We take the following:

• ${\displaystyle G}$ is the binary octahedral group (of order 48). This is the double cover of symmetric group:S4 of "-" type.
• ${\displaystyle H}$ is the unique subgroup of ${\displaystyle G}$ isomorphic to special linear group:SL(2,3) (order 24, quotient group is cyclic group:Z2).

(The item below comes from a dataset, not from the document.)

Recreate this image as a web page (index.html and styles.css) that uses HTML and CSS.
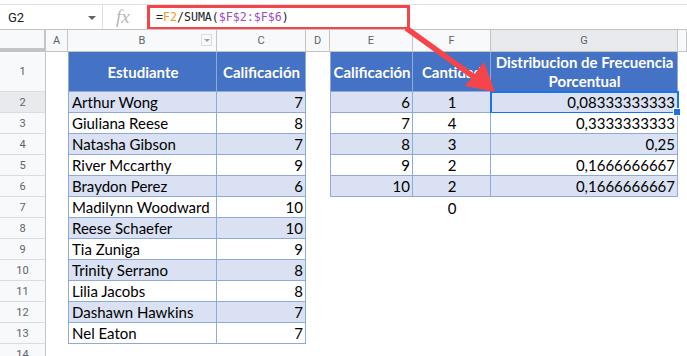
FILE: index.html
```html
<!DOCTYPE html>
<html lang="es">
  <head>
    <meta charset="UTF-8" />
    <title>Distribucion de Frecuencia Porcentual</title>
    <link rel="stylesheet" href="styles.css">
  </head>
  <body>
    <div class="page">
      <!-- formula bar -->
      <div class="formula-bar">
        <div class="name-box">
          <span>G2</span>
          <span class="caret"></span>
        </div>
        <div class="fx">fx</div>
        <div class="formula">=<span class="ref-a">F2</span>/SUMA(<span class="ref-b">$F$2:$F$6</span>)</div>
        <div class="callout"></div>
      </div>

      <!-- sheet grid -->
      <div class="sheet">
        <div class="corner"></div>
        <div class="col-head">A</div>
        <div class="col-head">B<span class="filter"></span></div>
        <div class="col-head">C</div>
        <div class="col-head">D</div>
        <div class="col-head">E</div>
        <div class="col-head">F</div>
        <div class="col-head active">G</div>
        <div class="col-head"></div>

        <div class="row-head">1</div>
        <div class="blank"></div>
        <div class="cell hdr first">Estudiante</div>
        <div class="cell hdr">Calificación</div>
        <div class="blank"></div>
        <div class="cell hdr first">Calificación</div>
        <div class="cell hdr">Cantidad</div>
        <div class="cell hdr wrap">Distribucion de Frecuencia Porcentual</div>
        <div class="blank"></div>

        <div class="row-head active">2</div>
        <div class="blank"></div>
        <div class="cell band first">Arthur Wong</div>
        <div class="cell band num">7</div>
        <div class="blank"></div>
        <div class="cell band first num">6</div>
        <div class="cell band ctr">1</div>
        <div class="cell band num selected">0,08333333333</div>
        <div class="blank"></div>

        <div class="row-head">3</div>
        <div class="blank"></div>
        <div class="cell first">Giuliana Reese</div>
        <div class="cell num">8</div>
        <div class="blank"></div>
        <div class="cell first num">7</div>
        <div class="cell ctr">4</div>
        <div class="cell num">0,3333333333</div>
        <div class="blank"></div>

        <div class="row-head">4</div>
        <div class="blank"></div>
        <div class="cell band first">Natasha Gibson</div>
        <div class="cell band num">7</div>
        <div class="blank"></div>
        <div class="cell band first num">8</div>
        <div class="cell band ctr">3</div>
        <div class="cell band num">0,25</div>
        <div class="blank"></div>

        <div class="row-head">5</div>
        <div class="blank"></div>
        <div class="cell first">River Mccarthy</div>
        <div class="cell num">9</div>
        <div class="blank"></div>
        <div class="cell first num">9</div>
        <div class="cell ctr">2</div>
        <div class="cell num">0,1666666667</div>
        <div class="blank"></div>

        <div class="row-head">6</div>
        <div class="blank"></div>
        <div class="cell band first">Braydon Perez</div>
        <div class="cell band num">6</div>
        <div class="blank"></div>
        <div class="cell band first num">10</div>
        <div class="cell band ctr">2</div>
        <div class="cell band num">0,1666666667</div>
        <div class="blank"></div>

        <div class="row-head">7</div>
        <div class="blank"></div>
        <div class="cell first">Madilynn Woodward</div>
        <div class="cell num">10</div>
        <div class="blank"></div>
        <div class="blank"></div>
        <div class="blank plain ctr">0</div>
        <div class="blank"></div>
        <div class="blank"></div>

        <div class="row-head">8</div>
        <div class="blank"></div>
        <div class="cell band first">Reese Schaefer</div>
        <div class="cell band num">10</div>
        <div class="blank"></div><div class="blank"></div><div class="blank"></div><div class="blank"></div><div class="blank"></div>

        <div class="row-head">9</div>
        <div class="blank"></div>
        <div class="cell first">Tia Zuniga</div>
        <div class="cell num">9</div>
        <div class="blank"></div><div class="blank"></div><div class="blank"></div><div class="blank"></div><div class="blank"></div>

        <div class="row-head">10</div>
        <div class="blank"></div>
        <div class="cell band first">Trinity Serrano</div>
        <div class="cell band num">8</div>
        <div class="blank"></div><div class="blank"></div><div class="blank"></div><div class="blank"></div><div class="blank"></div>

        <div class="row-head">11</div>
        <div class="blank"></div>
        <div class="cell first">Lilia Jacobs</div>
        <div class="cell num">8</div>
        <div class="blank"></div><div class="blank"></div><div class="blank"></div><div class="blank"></div><div class="blank"></div>

        <div class="row-head">12</div>
        <div class="blank"></div>
        <div class="cell band first">Dashawn Hawkins</div>
        <div class="cell band num">7</div>
        <div class="blank"></div><div class="blank"></div><div class="blank"></div><div class="blank"></div><div class="blank"></div>

        <div class="row-head">13</div>
        <div class="blank"></div>
        <div class="cell first">Nel Eaton</div>
        <div class="cell num">7</div>
        <div class="blank"></div><div class="blank"></div><div class="blank"></div><div class="blank"></div><div class="blank"></div>

        <div class="row-head">14</div>
      </div>

      <!-- arrow from the formula to the result cell -->
      <svg class="arrow" width="687" height="356" viewBox="0 0 687 356">
        <line x1="406" y1="28" x2="474" y2="77" stroke="#f5444a" stroke-width="5.5" />
        <polygon points="495,92 465,86 484,62" fill="#f5444a" />
      </svg>
    </div>
  </body>
</html>
```

FILE: styles.css
```css
body {
  margin: 0;
  font-family: Roboto, Arial, sans-serif;
  background: #ffffff;
  overflow: hidden;
}

.page {
  position: relative;
  width: 687px;
  height: 356px;
  overflow: hidden;
}

/* formula bar */
.formula-bar {
  position: relative;
  margin-top: 4px;
  height: 24px;
  border-top: 1px solid #e1e1e1;
  display: flex;
  align-items: center;
}

.name-box {
  width: 103px;
  height: 100%;
  display: flex;
  align-items: center;
  justify-content: space-between;
  padding: 0 6px 0 8px;
  box-sizing: border-box;
  font-size: 13px;
  color: #202124;
  border-right: 1px solid #e1e1e1;
}

.caret {
  width: 0;
  height: 0;
  border-left: 4px solid transparent;
  border-right: 4px solid transparent;
  border-top: 4px solid #5f6368;
  margin-top: 2px;
}

.fx {
  width: 43px;
  padding-left: 13px;
  box-sizing: border-box;
  font-family: "Liberation Serif", serif;
  font-style: italic;
  font-size: 19px;
  color: #b8b8b8;
}

.formula {
  padding-left: 10px;
  font-family: "DejaVu Sans Mono", monospace;
  font-size: 11.6px;
  color: #202124;
}

.ref-a {
  color: #f7981d;
}

.ref-b {
  color: #9a4fc4;
}

.callout {
  position: absolute;
  left: 147px;
  top: 0;
  width: 263px;
  height: 25px;
  border: 3px solid #f5444a;
  box-sizing: border-box;
}

/* sheet */
.sheet {
  display: grid;
  grid-template-columns: 46px 22px 149px 89px 24px 83px 78px 187px 9px;
  grid-template-rows: 23px 40px repeat(13, 21px);
  font-family: Lato, "Open Sans", sans-serif;
  font-size: 15px;
  color: #000000;
}

.sheet > div {
  box-sizing: border-box;
  min-width: 0;
}

.corner {
  background: #f8f9fa;
  border-top: 1px solid #c4c4c4;
  border-right: 2px solid #c4c4c4;
  border-bottom: 4px solid #c4c4c4;
}

.col-head {
  position: relative;
  background: #f8f9fa;
  border-top: 1px solid #c4c4c4;
  border-right: 1px solid #c4c4c4;
  border-bottom: 1px solid #c4c4c4;
  font-family: Roboto, sans-serif;
  font-size: 11px;
  color: #5f6368;
  display: flex;
  align-items: center;
  justify-content: center;
}

.col-head.active,
.row-head.active {
  background: #e8eaed;
}

.filter {
  position: absolute;
  right: 4px;
  top: 4px;
  width: 11px;
  height: 12px;
  border: 1px solid #dadce0;
  box-sizing: border-box;
  background: #f8f9fa;
}

.filter::after {
  content: "";
  position: absolute;
  left: 2px;
  top: 4px;
  border-left: 3px solid transparent;
  border-right: 3px solid transparent;
  border-top: 3px solid #9aa0a6;
}

.row-head {
  background: #f8f9fa;
  border-right: 1px solid #c4c4c4;
  border-bottom: 1px solid #dcdcdc;
  font-family: Roboto, sans-serif;
  font-size: 11px;
  color: #5f6368;
  display: flex;
  align-items: center;
  justify-content: center;
}

.blank {
  background: #ffffff;
}

.cell {
  position: relative;
  background: #ffffff;
  border-right: 1px solid #8eaadb;
  border-bottom: 1px solid #8eaadb;
  padding: 0 2px 0 3px;
  display: flex;
  align-items: center;
  white-space: nowrap;
}

.cell.first {
  border-left: 1px solid #8eaadb;
}

.cell.band {
  background: #d9e1f2;
}

.cell.hdr {
  background: #4472c4;
  color: #ffffff;
  font-weight: 700;
  justify-content: center;
}

.cell.wrap {
  white-space: normal;
  text-align: center;
  line-height: 19px;
}

.num {
  justify-content: flex-end;
}

.ctr,
.blank.plain {
  display: flex;
  align-items: center;
  justify-content: center;
}

.selected {
  outline: 2px solid #1a73e8;
  outline-offset: -1px;
}

.selected::after {
  content: "";
  position: absolute;
  right: -4px;
  bottom: -4px;
  width: 6px;
  height: 6px;
  background: #1a73e8;
  border: 1px solid #ffffff;
  z-index: 2;
}

.arrow {
  position: absolute;
  left: 0;
  top: 0;
  pointer-events: none;
}
```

This example works because:

• There is no nontrivial homomorphism from ${\displaystyle H}$ to ${\displaystyle G/H}$: Indeed, as per the subgroup structure of special linear group:SL(2,3), ${\displaystyle H}$ has no subgroup of index two.
• ${\displaystyle H}$ is not a complemented normal subgroup in ${\displaystyle G}$: As per the subgroup structure of binary octahedral group, the only subgroup of order two in ${\displaystyle G}$ is the center of binary octahedral group, which is inside ${\displaystyle H}$. Hence, ${\displaystyle H}$ has no complement in ${\displaystyle G}$.